**WHAT IS EXPECTED**:
Return the lines where the word "React" occurs.

**DATA**:
********

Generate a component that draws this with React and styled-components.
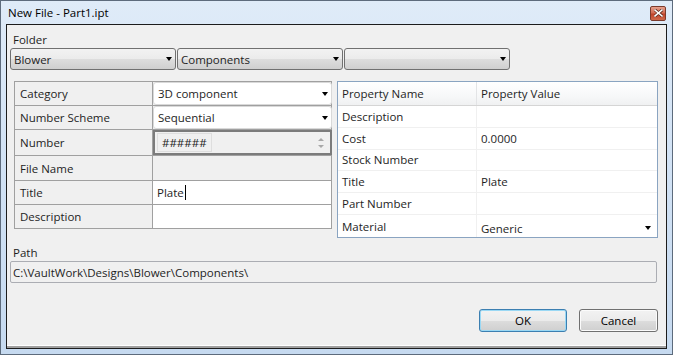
import React from "react"
import styled, { createGlobalStyle, css } from "styled-components"

const GlobalStyle = createGlobalStyle`
  html, body {
    margin: 0;
    padding: 0;
    background: #ffffff;
  }
  body {
    font-family: "Open Sans", "Noto Sans", sans-serif;
    font-size: 11.5px;
    color: #1e1e1e;
  }
`

const Window = styled.div`
  box-sizing: border-box;
  width: 673px;
  height: 355px;
  border: 1px solid #5d6b7c;
  padding: 0 5px 5px 5px;
  background: linear-gradient(180deg, #dfebf8 0%, #d3e3f5 40%, #c6daf0 100%);
  display: flex;
  flex-direction: column;
`

const TitleBar = styled.div`
  height: 23px;
  display: flex;
  align-items: center;
  justify-content: space-between;
  padding-left: 2px;
  color: #000;
`

const TitleText = styled.span`
  font-size: 11.5px;
  line-height: 16px;
`

const CloseButton = styled.div`
  box-sizing: border-box;
  width: 16px;
  height: 15px;
  margin-right: 1px;
  margin-top: 1px;
  border: 1px solid #7a3a2c;
  border-radius: 2px;
  background: linear-gradient(180deg, #e7a08d 0%, #d26b52 45%, #c0432a 55%, #cf6a4c 100%);
  display: flex;
  align-items: center;
  justify-content: center;
`

const Client = styled.div`
  flex: 1;
  box-sizing: border-box;
  border: 1px solid #1c1c1c;
  background: #f0f0f0;
  box-shadow: inset 0 -2px 0 #a0a0a0, inset 0 -3px 0 #ffffff;
  padding: 7px 8px 0 3px;
  display: flex;
  flex-direction: column;
`

const SectionLabel = styled.div`
  height: 16px;
  line-height: 16px;
  padding-left: 3px;
`

const FolderRow = styled.div`
  display: flex;
  gap: 1px;
`

const Arrow = styled.span`
  width: 0;
  height: 0;
  border-left: 3.5px solid transparent;
  border-right: 3.5px solid transparent;
  border-top: 4px solid #000;
  flex-shrink: 0;
`

const FolderCombo = styled.div`
  box-sizing: border-box;
  width: 166px;
  height: 22px;
  border: 1px solid #707070;
  border-radius: 3px;
  background: linear-gradient(180deg, #f2f2f2 0%, #ebebeb 50%, #dddddd 51%, #cfcfcf 100%);
  display: flex;
  align-items: center;
  justify-content: space-between;
  padding: 0 3px 0 3px;
`

const Middle = styled.div`
  display: flex;
  align-items: flex-start;
  margin-top: 11px;
  margin-left: 4px;
  gap: 5px;
`

const FormGrid = styled.div`
  box-sizing: border-box;
  width: 319px;
  display: grid;
  grid-template-columns: 137px 1fr;
  grid-template-rows: 23px 23px 25px 24px 23px 23px;
  gap: 1px;
  background: #a0a0a0;
  border: 1px solid #a0a0a0;
`

const FormLabel = styled.div`
  background: #f0f0f0;
  display: flex;
  align-items: center;
  padding-left: 5px;
`

const FormValue = styled.div`
  background: ${p => (p.$white ? "#ffffff" : "#f0f0f0")};
  display: flex;
  align-items: center;
  padding-left: 4px;
`

const ValueCombo = styled.div`
  box-sizing: border-box;
  margin: 0 -1px 0 -4px;
  width: calc(100% + 5px);
  height: 23px;
  background: #ffffff;
  border: 1px solid #d9d9d9;
  border-radius: 3px;
  display: flex;
  align-items: center;
  justify-content: space-between;
  padding: 0 3px 0 4px;
`

const Spinner = styled.div`
  box-sizing: border-box;
  margin: 0 -1px 0 -4px;
  width: calc(100% + 5px);
  height: 25px;
  border: 2px solid #7b7b7b;
  background: #f0f0f0;
  display: flex;
  align-items: center;
  justify-content: space-between;
  padding: 0 6px 0 2px;
`

const SpinText = styled.div`
  box-sizing: border-box;
  height: 19px;
  padding: 0 4px;
  border: 1px solid #dedede;
  display: flex;
  align-items: center;
  color: #1e1e1e;
`

const SpinArrows = styled.div`
  display: flex;
  flex-direction: column;
  gap: 4px;
`

const SpinArrow = styled.span`
  width: 0;
  height: 0;
  border-left: 3px solid transparent;
  border-right: 3px solid transparent;
  ${p =>
    p.$up
      ? css`border-bottom: 3px solid #a8a8a8;`
      : css`border-top: 3px solid #a8a8a8;`}
`

const Caret = styled.span`
  display: inline-block;
  width: 1px;
  height: 15px;
  background: #000;
  margin-left: 1px;
`

const PropGrid = styled.div`
  box-sizing: border-box;
  width: 322px;
  height: 157px;
  border: 1px solid #8aa4c1;
  background: #ffffff;
  display: flex;
  flex-direction: column;
`

const PropRow = styled.div`
  display: grid;
  grid-template-columns: 139px 1fr;
  height: ${p => p.$h || 21}px;
  border-bottom: 1px solid ${p => (p.$header ? "#d5d5d5" : "#f0f0f0")};
  ${p =>
    p.$header &&
    css`
      background: linear-gradient(180deg, #ffffff 0%, #f7f8f9 60%, #f0f1f2 100%);
    `}
  &:last-child {
    border-bottom: none;
  }
`

const PropCell = styled.div`
  display: flex;
  align-items: center;
  justify-content: space-between;
  padding: ${p => (p.$low ? "4px 6px 0 4px" : "0 4px")};
  border-right: ${p => (p.$divider ? `1px solid ${p.$header ? "#e3e4e6" : "#f0f0f0"}` : "none")};
  color: #1e1e1e;
`

const PathLabel = styled(SectionLabel)`
  margin-top: 7px;
`

const PathBox = styled.div`
  box-sizing: border-box;
  width: 647px;
  height: 22px;
  border: 1px solid #abadb3;
  border-radius: 2px;
  background: #f0f0f0;
  display: flex;
  align-items: center;
  padding-left: 2px;
`

const ButtonRow = styled.div`
  display: flex;
  justify-content: flex-end;
  gap: 12px;
  margin-top: 26px;
`

const Button = styled.div`
  box-sizing: border-box;
  width: ${p => p.$w}px;
  height: 23px;
  border: 1px solid ${p => (p.$default ? "#3c7fb1" : "#707070")};
  border-radius: 3px;
  background: linear-gradient(180deg, #f2f2f2 0%, #ebebeb 50%, #dddddd 51%, #cfcfcf 100%);
  box-shadow: ${p => (p.$default ? "inset 0 0 0 1px #9ad8f4" : "inset 0 0 0 1px #fbfbfb")};
  display: flex;
  align-items: center;
  justify-content: center;
  color: #000;
`

const properties = [
  ["Description", ""],
  ["Cost", "0.0000"],
  ["Stock Number", ""],
  ["Title", "Plate"],
  ["Part Number", ""],
]

function CloseGlyph() {
  return (
    <svg width="9" height="8" viewBox="0 0 9 8">
      <path d="M1 1 L8 7 M8 1 L1 7" stroke="#5a2a20" strokeWidth="3" strokeLinecap="square" />
      <path d="M1 1 L8 7 M8 1 L1 7" stroke="#ffffff" strokeWidth="1.6" strokeLinecap="square" />
    </svg>
  )
}

export default function App() {
  return (
    <>
      <GlobalStyle />
      <Window>
        <TitleBar>
          <TitleText>New File - Part1.ipt</TitleText>
          <CloseButton>
            <CloseGlyph />
          </CloseButton>
        </TitleBar>
        <Client>
          <SectionLabel>Folder</SectionLabel>
          <FolderRow>
            <FolderCombo>
              <span>Blower</span>
              <Arrow />
            </FolderCombo>
            <FolderCombo>
              <span>Components</span>
              <Arrow />
            </FolderCombo>
            <FolderCombo>
              <span />
              <Arrow />
            </FolderCombo>
          </FolderRow>

          <Middle>
            <FormGrid>
              <FormLabel>Category</FormLabel>
              <FormValue>
                <ValueCombo>
                  <span>3D component</span>
                  <Arrow />
                </ValueCombo>
              </FormValue>
              <FormLabel>Number Scheme</FormLabel>
              <FormValue>
                <ValueCombo>
                  <span>Sequential</span>
                  <Arrow />
                </ValueCombo>
              </FormValue>
              <FormLabel>Number</FormLabel>
              <FormValue>
                <Spinner>
                  <SpinText>######</SpinText>
                  <SpinArrows>
                    <SpinArrow $up />
                    <SpinArrow />
                  </SpinArrows>
                </Spinner>
              </FormValue>
              <FormLabel>File Name</FormLabel>
              <FormValue />
              <FormLabel>Title</FormLabel>
              <FormValue $white>
                Plate
                <Caret />
              </FormValue>
              <FormLabel>Description</FormLabel>
              <FormValue $white />
            </FormGrid>

            <PropGrid>
              <PropRow $header $h={23}>
                <PropCell $divider $header>Property Name</PropCell>
                <PropCell>Property Value</PropCell>
              </PropRow>
              {properties.map(([name, value]) => (
                <PropRow key={name}>
                  <PropCell $divider>{name}</PropCell>
                  <PropCell>{value}</PropCell>
                </PropRow>
              ))}
              <PropRow $h={22}>
                <PropCell $divider>Material</PropCell>
                <PropCell $low>
                  <span>Generic</span>
                  <Arrow />
                </PropCell>
              </PropRow>
            </PropGrid>
          </Middle>

          <PathLabel>Path</PathLabel>
          <PathBox>C:\VaultWork\Designs\Blower\Components\</PathBox>

          <ButtonRow>
            <Button $default $w={88}>OK</Button>
            <Button $w={79}>Cancel</Button>
          </ButtonRow>
        </Client>
      </Window>
    </>
  )
}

********

**ANSWER TO THIS PROBLEM**:
Generate a component that draws this with React and styled-components.
import React from "react"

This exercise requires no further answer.